The business was easy to deal with but extremely unpleasant. It was about a man’s appalling behavior toward HRH Princess Marie-Chantal of Greece, wife of a Pug member, at Arki Busson’s charity party the week before. Someone who shall remain nameless had the gall to put the man, art dealer Larry Gagosian, up for membership. All 17 of us blackballed him at once, which tied the record for blackballs held by Jeffrey Epstein, child molester and friend of Prince Andrew. What egregious act had Gagosian committed? While looking for his seat he had pushed the Greek princess aside and had failed to excuse himself. Princess Pavlos may look fragile, but she knows how to defend her territory. She called him a nouveau vulgarian who should learn manners to go along with his billions. Gagosian didn’t know what hit him. Back in the Big Bagel, billionaires such as Gagosian are allowed to push poorer people and women aside; in fact, it is a sine qua non of having new money.

Pushing a lady in full view of the Duchess of Cambridge is a first, even in the Bronx. After the 17 blackballs were retrieved from the 18th-century Fabergé box, a member was heard to say that “where the princess comes from is a far, far better place than that man has ever known.”

But back to the race. Bob Miller slaughtered us as predicted, although Tiger Lily, owned and captained by Roger Taylor of the rock group Queen, gave him a run for his moolah. Bushido won a great victory by not coming in last—we were next to last—followed by the humiliatingly handicapped Commodore Hoare’s gallant vessel. The champagne party onboard the winner’s boat was a tame affair, as was the Getty party on the first night. The Taylor party on the second had turned most of us into zombies. The racing, the relentless sun, Frankfurt, and the E. coli had aged me by ten years. My friend Leopold Bismarck wrapped me up in an Imperial German Flag, its iron cross on the upper left corner helping restore my balance and equilibrium.

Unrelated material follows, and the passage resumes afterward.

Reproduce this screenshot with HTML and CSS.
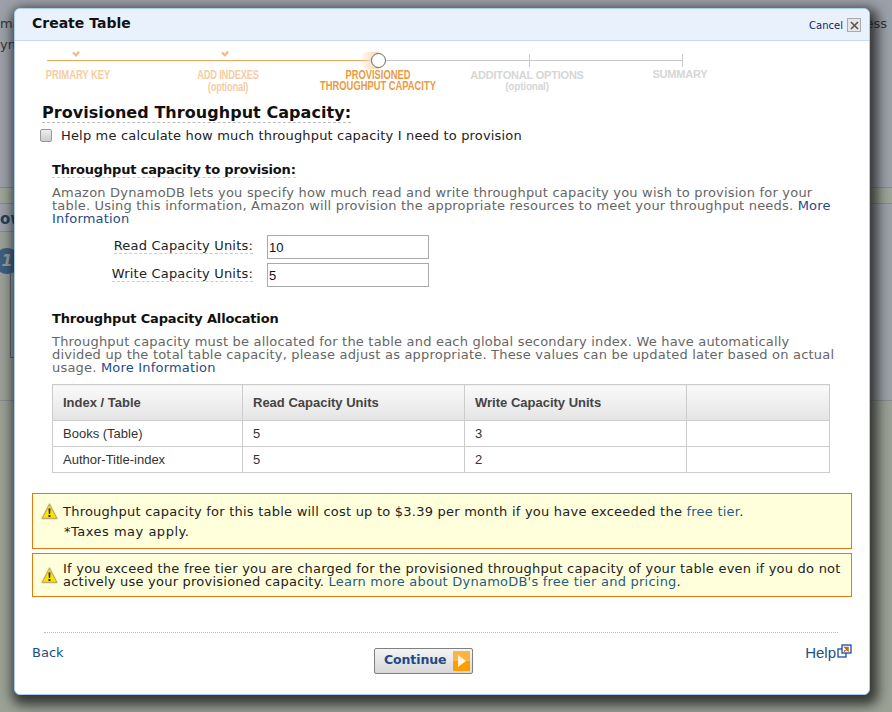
FILE: index.html
```html
<!DOCTYPE html>
<html lang="en">
<head>
    <meta charset="UTF-8">
    <title>Create Table</title>
    <link rel="stylesheet" href="styles.css">
</head>
<body>
    <!-- page behind the dialog -->
    <div class="backdrop">
        <div class="bg-text bg-text-1"><span>ma</span><span>ess</span></div>
        <div class="bg-text bg-text-2">yn</div>
        <div class="bg-band"></div>
        <div class="bg-left"></div>
        <div class="bg-ow">ow</div>
        <div class="bg-box"></div>
        <div class="bg-num">1</div>
        <div class="bg-lower"></div>
    </div>

    <div class="dialog">
        <div class="dialog-head">
            <div class="dialog-title">Create Table</div>
            <div class="cancel">
                <a href="#">Cancel</a>
                <span class="close-x">
                    <svg width="9" height="9" viewBox="0 0 9 9"><path d="M1 1l7 7M8 1L1 8" stroke="#555" stroke-width="1.6"/></svg>
                </span>
            </div>
        </div>

        <div class="wizard">
            <div class="track">
                <div class="track-done"></div>
                <div class="track-todo"></div>
                <svg class="check check-1" width="8" height="7" viewBox="0 0 8 7"><path d="M1 2.500l3 2.800 3-3.800" fill="none" stroke="#f0bb85" stroke-width="2.200"/></svg>
                <svg class="check check-2" width="8" height="7" viewBox="0 0 8 7"><path d="M1 2.500l3 2.800 3-3.800" fill="none" stroke="#f0bb85" stroke-width="2.200"/></svg>
                <div class="current-glow"></div>
                <div class="current-dot"></div>
                <div class="tick tick-1"></div>
                <div class="tick tick-2"></div>
            </div>
            <div class="step done step-1">PRIMARY KEY</div>
            <div class="step done step-2">ADD INDEXES<small>(optional)</small></div>
            <div class="step active step-3">PROVISIONED<br>THROUGHPUT CAPACITY</div>
            <div class="step todo step-4">ADDITONAL OPTIONS<small>(optional)</small></div>
            <div class="step todo step-5">SUMMARY</div>
        </div>

        <div class="dialog-body">
            <h2 class="main-heading"><span>Provisioned Throughput Capacity:</span></h2>
            <label class="calc-row"><input type="checkbox"> Help me calculate how much throughput capacity I need to provision</label>

            <div class="section">
                <h3 class="sub-heading dashed"><span>Throughput capacity to provision:</span></h3>
                <p class="desc">Amazon DynamoDB lets you specify how much read and write throughput capacity you wish to provision for your table. Using this information, Amazon will provision the appropriate resources to meet your throughput needs. <a href="#">More Information</a></p>

                <div class="field">
                    <span class="field-label">Read Capacity Units:</span>
                    <input class="field-input" type="text" value="10">
                </div>
                <div class="field">
                    <span class="field-label">Write Capacity Units:</span>
                    <input class="field-input" type="text" value="5">
                </div>

                <h3 class="sub-heading alloc">Throughput Capacity Allocation</h3>
                <p class="desc">Throughput capacity must be allocated for the table and each global secondary index. We have automatically divided up the total table capacity, please adjust as appropriate. These values can be updated later based on actual usage. <a href="#">More Information</a></p>

                <table class="alloc-table">
                    <thead>
                        <tr>
                            <th class="col-1">Index / Table</th>
                            <th class="col-2">Read Capacity Units</th>
                            <th class="col-3">Write Capacity Units</th>
                            <th></th>
                        </tr>
                    </thead>
                    <tbody>
                        <tr><td>Books (Table)</td><td>5</td><td>3</td><td></td></tr>
                        <tr><td>Author-Title-index</td><td>5</td><td>2</td><td></td></tr>
                    </tbody>
                </table>
            </div>

            <div class="notice notice-cost">
                <svg class="warn" width="17" height="17" viewBox="0 0 17 17"><path d="M8.500 1L1 15.500h15z" fill="#f7e600" stroke="#c9a862" stroke-width="1.300" stroke-linejoin="round"/><path d="M7.500 5.500h2l-.4 5.500H7.900z" fill="#222"/><rect x="7.500" y="12" width="2" height="2" fill="#222"/></svg>
                <div>
                    <div>Throughput capacity for this table will cost up to $3.39 per month if you have exceeded the <a href="#">free tier</a>.</div>
                    <div class="taxes">*Taxes may apply.</div>
                </div>
            </div>
            <div class="notice notice-tier">
                <svg class="warn" width="17" height="17" viewBox="0 0 17 17"><path d="M8.500 1L1 15.500h15z" fill="#f7e600" stroke="#c9a862" stroke-width="1.300" stroke-linejoin="round"/><path d="M7.500 5.500h2l-.4 5.500H7.900z" fill="#222"/><rect x="7.500" y="12" width="2" height="2" fill="#222"/></svg>
                <div>If you exceed the free tier you are charged for the provisioned throughput capacity of your table even if you do not actively use your provisioned capacity. <a href="#">Learn more about DynamoDB's free tier and pricing</a>.</div>
            </div>
        </div>

        <div class="dialog-foot">
            <a class="back" href="#">Back</a>
            <button class="continue" type="button">Continue
                <span class="continue-arrow"><svg width="10" height="14" viewBox="0 0 10 14"><path d="M1 1l8 6-8 6z" fill="#fff3dc"/></svg></span>
            </button>
            <a class="help" href="#">Help<svg width="15" height="14" viewBox="0 0 15 14"><rect x="1" y="5" width="8" height="8" fill="#fff" stroke="#0a3d9c" stroke-width="1.200"/><rect x="5" y="1" width="9" height="8" fill="#fff" stroke="#0a3d9c" stroke-width="1.200"/><path d="M7 7.500l3.500-3.500M8 3.500h3v3z" stroke="#c8650a" stroke-width="1.500" fill="#c8650a"/></svg></a>
        </div>
    </div>
</body>
</html>
```

FILE: styles.css
```css
html, body {
    margin: 0;
    padding: 0;
    height: 100%;
    overflow: hidden;
}
body {
    position: relative;
    width: 892px;
    height: 712px;
    background-color: #9ca1a9;
    font-family: "DejaVu Sans", Verdana, sans-serif;
    color: #222;
}
a {
    color: #1a4f8a;
    text-decoration: none;
}

/* backdrop */
.backdrop {
    position: absolute;
    inset: 0;
    background-color: #9ca1a9;
}
.bg-text {
    position: absolute;
    left: 0;
    right: 5px;
    font-size: 13px;
    color: #333;
    display: flex;
    justify-content: space-between;
}
.bg-text-1 {
    top: 16px;
}
.bg-text-2 {
    top: 37px;
}
.bg-band {
    position: absolute;
    left: 0;
    right: 0;
    top: 187px;
    height: 15px;
    background-color: #9ca598;
    border-top: 1px solid #868b8e;
    border-bottom: 1px solid #868b8e;
}
.bg-left {
    position: absolute;
    left: 0;
    width: 14px;
    top: 231px;
    height: 169px;
    background-color: #9ba198;
    border-top: 1px solid #868b8e;
}
.bg-ow {
    position: absolute;
    left: 0;
    top: 210px;
    font-size: 15px;
    font-weight: bold;
    color: #23405c;
}
.bg-num {
    position: absolute;
    left: -6px;
    top: 248px;
    width: 26px;
    height: 26px;
    border-radius: 50%;
    background-color: #3e5f82;
    color: #9aa09a;
    font-style: italic;
    font-weight: bold;
    line-height: 26px;
    text-align: center;
}
.bg-box {
    position: absolute;
    left: 10px;
    top: 270px;
    width: 10px;
    height: 86px;
    border: 1px solid #5c6270;
}
.bg-lower {
    position: absolute;
    left: 0;
    right: 0;
    top: 400px;
    bottom: 0;
    background-color: #9ba195;
    border-top: 1px solid #868b8e;
}

/* dialog */
.dialog {
    position: absolute;
    left: 14px;
    top: 8px;
    width: 854px;
    height: 685px;
    background-color: #fff;
    border: 1px solid #a9cdea;
    border-radius: 6px;
    box-shadow: 3px 5px 12px 5px rgba(20, 20, 20, 0.75);
}
.dialog-head {
    height: 31px;
    background-color: #e9f1fc;
    border-bottom: 1px solid #c2dcf2;
    border-radius: 5px 5px 0 0;
    display: flex;
    justify-content: space-between;
}
.dialog-title {
    padding: 6px 0 0 17px;
    font-size: 14px;
    font-weight: bold;
    color: #111;
}
.cancel {
    display: flex;
    align-items: center;
    align-self: flex-start;
    gap: 4px;
    padding: 9px 8px 0 0;
    font-size: 10px;
}
.cancel a {
    color: #111c6e;
}
.close-x {
    width: 12px;
    height: 12px;
    border: 1px solid #aaa;
    background-color: #e6e6e6;
    display: flex;
    align-items: center;
    justify-content: center;
}

/* wizard steps */
.wizard {
    position: relative;
    height: 60px;
    font-family: "Liberation Sans", Arial, sans-serif;
    font-weight: bold;
    font-size: 12px;
    line-height: 11px;
    text-align: center;
}
.track {
    position: absolute;
    left: 0;
    right: 0;
    top: 0;
    height: 40px;
}
.track-done {
    position: absolute;
    left: 32px;
    top: 19px;
    width: 320px;
    height: 1px;
    background-color: #eba760;
}
.track-todo {
    position: absolute;
    left: 352px;
    top: 19px;
    width: 315px;
    height: 1px;
    background-color: #c9c9c9;
}
.check {
    position: absolute;
    top: 9px;
}
.check-1 {
    left: 57px;
}
.check-2 {
    left: 206px;
}
.current-glow {
    position: absolute;
    left: 344px;
    top: 11px;
    width: 20px;
    height: 17px;
    border-radius: 50% 0 0 50%;
    background: linear-gradient(to right, rgba(245, 190, 130, 0), #f8d3aa);
}
.current-dot {
    position: absolute;
    left: 356px;
    top: 12px;
    width: 13px;
    height: 13px;
    border: 1.500px solid #666;
    border-radius: 50%;
    background-color: #fff;
}
.tick {
    position: absolute;
    top: 13px;
    width: 1px;
    height: 13px;
    background-color: #c9c9c9;
}
.tick-1 {
    left: 514px;
}
.tick-2 {
    left: 667px;
}
.step {
    position: absolute;
    white-space: nowrap;
    top: 29px;
}
.step small {
    display: block;
    font-size: 12px;
    margin-top: 1px;
}
.step.done,
.step.active {
    transform: translateX(-50%) scaleX(0.78);
}
.step.done {
    color: #f6cda3;
}
.step.active {
    color: #ec9a42;
}
.step.todo {
    transform: translateX(-50%);
    color: #d6d6d6;
    font-size: 11px;
    letter-spacing: -0.2px;
}
.step.todo small {
    font-size: 10px;
    margin-top: 0;
}
.step-1 {
    left: 63px;
}
.step-2 {
    left: 213px;
    letter-spacing: -0.3px;
}
.step-3 {
    left: 363px;
}
.step-4 {
    left: 512px;
}
.step-5 {
    left: 665px;
    top: 28px;
}

/* body */
.dialog-body {
    padding: 1px 17px 0;
    font-size: 13px;
    line-height: 13px;
}
.main-heading {
    margin: 0 0 0 10px;
    font-size: 16px;
    line-height: 22px;
    letter-spacing: 0.05px;
    color: #111;
}
.main-heading span {
    border-bottom: 1px dashed #bbb;
}
.calc-row {
    display: flex;
    align-items: center;
    margin: 4px 0 0 8px;
    font-size: 13px;
    line-height: 15px;
    letter-spacing: 0.17px;
    color: #222;
}
.calc-row input {
    appearance: none;
    box-sizing: border-box;
    margin: 0 9px 0 0;
    width: 12px;
    height: 13px;
    border: 1px solid #999;
    border-radius: 2px;
    background: linear-gradient(to bottom, #eee, #ccc);
}
.section {
    padding: 0 20px;
}
.sub-heading {
    margin: 0;
    font-size: 13px;
    line-height: 16px;
    letter-spacing: -0.17px;
    color: #111;
}
.dashed {
    margin-top: 19px;
}
.dashed span {
    border-bottom: 1px dashed #ccc;
}
.alloc {
    margin-top: 24px;
}
.desc {
    margin: 8px -8px 0 0;
    color: #666;
    font-size: 13px;
    line-height: 13px;
    letter-spacing: 0.2px;
}
.desc a {
    color: #1f4c86;
}
.field {
    display: flex;
    align-items: center;
    justify-content: flex-end;
    width: 377px;
    margin-top: 10px;
}
.field + .field {
    margin-top: 4px;
}
.field-label {
    border-bottom: 1px dashed #ccc;
    line-height: 14px;
    margin: 0 14px 2px 0;
    letter-spacing: 0.2px;
    color: #222;
}
.field-input {
    box-sizing: border-box;
    width: 162px;
    height: 24px;
    border: 1px solid #aaa;
    padding: 0 1px;
    font-family: "Liberation Sans", Arial, sans-serif;
    font-size: 13px;
    color: #111;
}
.alloc-table {
    width: 778px;
    margin-top: 10px;
    border-collapse: collapse;
    table-layout: fixed;
    font-family: "Liberation Sans", Arial, sans-serif;
    font-size: 13px;
}
.alloc-table th,
.alloc-table td {
    border: 1px solid #ccc;
    padding: 0 10px;
    text-align: left;
    color: #333;
}
.alloc-table th {
    height: 35px;
    background: linear-gradient(to bottom, #fafafa, #e4e4e4);
    font-weight: bold;
    color: #444;
}
.alloc-table td {
    height: 25px;
}
.col-1 {
    width: 169px;
}
.col-2 {
    width: 201px;
}
.col-3 {
    width: 201px;
}
.notice {
    display: flex;
    gap: 5px;
    box-sizing: border-box;
    border: 1px solid #e47911;
    background-color: #ffffdc;
    padding: 0 8px;
    color: #222;
    line-height: 13px;
    letter-spacing: 0.23px;
}
.notice a {
    color: #1f5c86;
}
.notice-cost {
    height: 56px;
    margin-top: 20px;
    padding-top: 11px;
}
.notice-tier {
    height: 44px;
    margin-top: 4px;
    padding-top: 8px;
}
.warn {
    flex: none;
    margin-top: -2px;
}
.notice-tier .warn {
    margin-top: 5px;
}
.taxes {
    margin: 7px 0 0 1px;
    letter-spacing: 0.5px;
}

/* footer */
.dialog-foot {
    position: relative;
    margin: 35px 17px 0;
    height: 60px;
}
.dialog-foot::before {
    content: "";
    position: absolute;
    left: 12px;
    right: 14px;
    top: 0;
    border-top: 1px dotted #bbb;
}
.back {
    position: absolute;
    left: 0;
    top: 13px;
    font-size: 13px;
}
.help {
    position: absolute;
    right: 0;
    top: 12px;
    font-family: "Liberation Sans", Arial, sans-serif;
    font-size: 15px;
    display: flex;
    align-items: flex-start;
    gap: 1px;
}
.continue {
    position: absolute;
    left: 342px;
    top: 16px;
    box-sizing: border-box;
    width: 99px;
    height: 26px;
    display: flex;
    align-items: center;
    justify-content: space-between;
    padding: 0 2px 3px 9px;
    border: 1px solid #808080;
    border-radius: 2px;
    background: linear-gradient(to bottom, #f4f4f4, #d8d8d8);
    font-family: "DejaVu Sans", Verdana, sans-serif;
    font-size: 12.5px;
    font-weight: bold;
    letter-spacing: -0.1px;
    color: #1c4a8a;
}
.continue-arrow {
    width: 17px;
    height: 20px;
    margin-bottom: -3px;
    background: linear-gradient(to bottom, #ffb340 50%, #ff9d00 50%);
    display: flex;
    align-items: center;
    justify-content: center;
}
```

This has not been a good year for me. I have tasted defeat everywhere. In judo. In sailing. My Stalingrad finally came on June 8th, 2011, after my Asprey’s party. I am as ashamed of it as if I had been caught stealing from a church collection box, but I have never kept secrets from Speccie readers. Late that evening executive editor Andrew Neil and the sainted Spectator editor Fraser Nelson accompanied me to the Brompton Oratory, where Cardinal Gaetani Lovatelli was waiting. We waited for my fiancée, the Spectator’s deputy editor, but after two hours a messenger arrived with a letter to me about having to miss the wedding because of her mother. I was too ashamed to tell my two witnesses, but the Cardinal, an old friend of my family, said it all as he walked off in a huff: “Vaffanculo,” or words to that effect. Humiliated and destroyed, I walked down the Fulham Road and ran into Tim Hanbury with by far the two most beautiful girls in England, Georgie Wells and Lily Robinson, the latter dressed only in a towel. I don’t know why Lady Luck suddenly decided to favor me, but I am engaged to both of them—as a Greek Orthodox, I am allowed three—and I consider myself the luckiest man on this planet. So there.